Ce secteur a également bénéficié d’un environnement de R&D très dynamique, qui a joué un rôle de locomotive pour d’autres industries. Le jeu vidéo entretient en effet des synergies intéressantes avec d’autres secteurs technologiques comme les effets spéciaux, la réalité virtuelle et la réalité augmentée, l’intelligence artificielle ou encore la cinématographie, dont il existe des clusters de niveau mondial au Canada. C’est notamment le cas en Colombie-Britannique pour les effets spéciaux et la réalité virtuelle/augmentée (5e écosystème mondial), en Ontario pour la cinématographie, et au Québec avec l’intelligence artificielle, dont le développement de l’écosystème est initialement lié à celui du jeu vidéo.
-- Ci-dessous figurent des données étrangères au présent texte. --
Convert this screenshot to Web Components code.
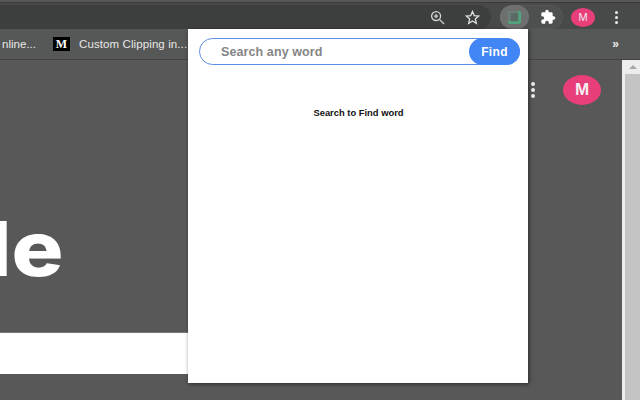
<!DOCTYPE html>
<html>
<head>
<meta charset="utf-8">
<style>
html, body { margin: 0; height: 100%; }
body { width: 640px; height: 400px; overflow: hidden; position: relative; background: #575857; font-family: "Liberation Sans", Arial, sans-serif; display: flex; flex-direction: column; }
</style>
</head>
<body>
<browser-toolbar></browser-toolbar>
<bookmark-bar></bookmark-bar>
<page-view></page-view>
<find-popup></find-popup>

<script>
class BrowserToolbar extends HTMLElement {
    constructor() {
        super();
        this.attachShadow({ mode: 'open' });
        this.shadowRoot.innerHTML = `
            <style>
                :host { display: flex; flex: none; height: 27px; margin-top: 2px; padding-top: 2px; box-sizing: border-box; background: #484949; border-top: 1px solid #3a3a3a; align-items: center; }
                .omni { width: 491px; height: 24px; flex: none; background: #3d3e3e; border-radius: 0 12px 12px 0; display: flex; align-items: center; justify-content: flex-end; gap: 20px; padding-right: 11px; box-sizing: border-box; }
                .ext { margin-left: 9px; width: 63px; height: 24px; border-radius: 12px; background: #4e4f4f; box-shadow: inset 0 0 0 1px #555656; display: flex; align-items: center; }
                .active { width: 29px; height: 24px; border-radius: 12px; background: #6e706f; display: flex; align-items: center; justify-content: center; }
                .puzzle { margin-left: 11px; display: flex; }
                .avatar { margin-left: 8px; width: 24px; height: 19px; border-radius: 50%; background: #e83e7a; color: #f4e8ee; font-size: 11px; display: flex; align-items: center; justify-content: center; }
                .dots { margin-left: 20px; display: flex; flex-direction: column; gap: 2px; }
                .dots i { width: 3px; height: 3px; border-radius: 50%; background: #eee; display: block; }
                svg { display: block; }
            </style>
            <div class="omni">
                <svg width="15" height="15" viewBox="0 0 16 16" fill="none" stroke="#d0d2d2" stroke-width="1.4"><circle cx="6.5" cy="6.5" r="4.8"/><path d="M10 10l5 5M4.3 6.5h4.4M6.5 4.3v4.4"/></svg>
                <svg width="15" height="15" viewBox="0 0 16 16" fill="none" stroke="#dcdede" stroke-width="1.4"><path d="M8 1.6l1.9 4.4 4.7.4-3.6 3.1 1.1 4.7L8 11.7l-4.1 2.5L5 9.5 1.4 6.4l4.7-.4z"/></svg>
            </div>
            <div class="ext">
                <div class="active">
                    <svg width="15" height="15" viewBox="0 0 16 16"><rect x="1" y="1" width="14" height="14" rx="2.5" fill="#4fa67e"/><rect x="1" y="1" width="11" height="11" rx="2" fill="#6b7f78"/><rect x="4" y="3" width="8" height="9" fill="#5a6a64"/></svg>
                </div>
                <div class="puzzle">
                    <svg width="16" height="16" viewBox="0 0 24 24" fill="#fff"><path d="M20.5 11H19V7a2 2 0 0 0-2-2h-4V3.5a2.5 2.5 0 0 0-5 0V5H4a2 2 0 0 0-2 2v3.8h1.5a2.7 2.7 0 0 1 0 5.4H2V20a2 2 0 0 0 2 2h3.8v-1.5a2.7 2.7 0 0 1 5.4 0V22H17a2 2 0 0 0 2-2v-4h1.5a2.5 2.5 0 0 0 0-5z"/></svg>
                </div>
            </div>
            <div class="avatar">M</div>
            <div class="dots"><i></i><i></i><i></i></div>
        `;
    }
}
customElements.define('browser-toolbar', BrowserToolbar);

class BookmarkBar extends HTMLElement {
    constructor() {
        super();
        this.attachShadow({ mode: 'open' });
        this.shadowRoot.innerHTML = `
            <style>
                :host { display: flex; flex: none; height: 31px; box-sizing: border-box; background: #565757; border-bottom: 1px solid #434444; align-items: center; color: #e8e8e6; font-size: 11.5px; overflow: hidden; }
                .cut { width: 36px; flex: none; display: flex; justify-content: flex-end; white-space: nowrap; }
                .m { margin-left: 17px; width: 17px; height: 14px; flex: none; background: #000; color: #fff; font: bold 12px "Liberation Serif", serif; display: flex; align-items: center; justify-content: center; }
                .title { margin-left: 9px; width: 108px; flex: none; white-space: nowrap; letter-spacing: 0.1px; }
                .more { margin-left: auto; margin-right: 21px; font-size: 12px; font-weight: bold; color: #eee; }
            </style>
            <span class="cut">nline...</span>
            <span class="m">M</span>
            <span class="title">Custom Clipping in...</span>
            <span class="more">»</span>
        `;
    }
}
customElements.define('bookmark-bar', BookmarkBar);

class PageView extends HTMLElement {
    constructor() {
        super();
        this.attachShadow({ mode: 'open' });
        this.shadowRoot.innerHTML = `
            <style>
                :host { display: flex; flex: 1; min-height: 0; background: #575857; }
                .main { flex: 1; min-width: 0; overflow: hidden; }
                .head { height: 60px; display: flex; justify-content: flex-end; align-items: center; padding-right: 21px; box-sizing: border-box; }
                .dots { display: flex; flex-direction: column; gap: 2px; margin-right: 28px; }
                .dots i { width: 4px; height: 4px; border-radius: 50%; background: #eee; display: block; }
                .avatar { width: 38px; height: 30px; border-radius: 50%; background: #e83e7a; color: #f6eef2; font: bold 17px "Liberation Sans", sans-serif; display: flex; align-items: center; justify-content: center; }
                .word { height: 212px; overflow: hidden; }
                .word span { display: block; margin: 88px 0 0 -13px; color: #fff; font: 800 76px/80px Inter, "Liberation Sans", sans-serif; white-space: nowrap; transform: scaleX(1.14); transform-origin: 0 0; }
                .band { width: 200px; height: 42px; background: #fff; border-top: 1px solid #777; box-sizing: border-box; }
                .scroll { width: 18px; flex: none; background: #ececec; padding-left: 3px; box-sizing: border-box; display: flex; flex-direction: column; }
                .arrow { height: 14px; flex: none; display: flex; align-items: center; justify-content: center; }
                .arrow i { width: 0; height: 0; border: 4px solid transparent; border-top: 0; border-bottom: 4px solid #a8a8a8; display: block; }
                .thumb { flex: 1; background: #c4c4c4; }
            </style>
            <div class="main">
                <div class="head">
                    <div class="dots"><i></i><i></i><i></i></div>
                    <div class="avatar">M</div>
                </div>
                <div class="word"><span>le</span></div>
                <div class="band"></div>
            </div>
            <div class="scroll"><div class="arrow"><i></i></div><div class="thumb"></div></div>
        `;
    }
}
customElements.define('page-view', PageView);

class FindPopup extends HTMLElement {
    constructor() {
        super();
        this.attachShadow({ mode: 'open' });
        this.shadowRoot.innerHTML = `
            <style>
                :host { display: flex; flex-direction: column; position: absolute; left: 188px; top: 29px; width: 340px; height: 354px; background: #fff; box-shadow: 1px 1px 4px rgba(0,0,0,.55); box-sizing: border-box; padding: 9px 8px 0 11px; }
                .search { display: flex; height: 25px; border: 1px solid #5b8ce6; border-radius: 14px; align-items: stretch; }
                .search span { flex: 1; padding-left: 21px; color: #858585; font-size: 12.5px; font-weight: bold; line-height: 27px; letter-spacing: 0.1px; }
                .search b { width: 51px; margin: -1px -1px -1px 0; background: #4285f4; color: #fff; font-size: 12px; border-radius: 14px; display: flex; align-items: center; justify-content: center; letter-spacing: 0.3px; }
                .msg { margin-top: 42px; text-align: center; font-size: 9.4px; font-weight: bold; color: #111; padding-right: 2px; }
            </style>
            <div class="search"><span>Search any word</span><b>Find</b></div>
            <div class="msg">Search to Find word</div>
        `;
    }
}
customElements.define('find-popup', FindPopup);
</script>
</body>
</html>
Mais c’est la qualité et la richesse de son vivier de talents qui explique aujourd’hui la vitalité du secteur. Les partenariats mis en place, depuis l’arrivée d’Ubisoft à Montréal, entre les universités et les studios permettent aujourd’hui à ces derniers de bénéficier de nombreux talents issus de programmes académiques inexistants il y a 25 ans. Ceux-ci pourraient toutefois ne pas s'avérer suffisants face à la concurrence grandissante entre entreprises, qui peinent aujourd’hui à recruter, et doivent compter sur l’immigration, notamment pour les postes senior. L’efficacité des programmes d’immigration (notamment le Global Talent Stream), des salaires très attractifs (1,7 fois le salaire moyen) rendus possibles par le cadre fiscal ainsi que des politiques offensives de rétention des talents (illustrée notamment par le développement d’Ubisoft hors des grandes villes) maintiennent la vitalité du secteur.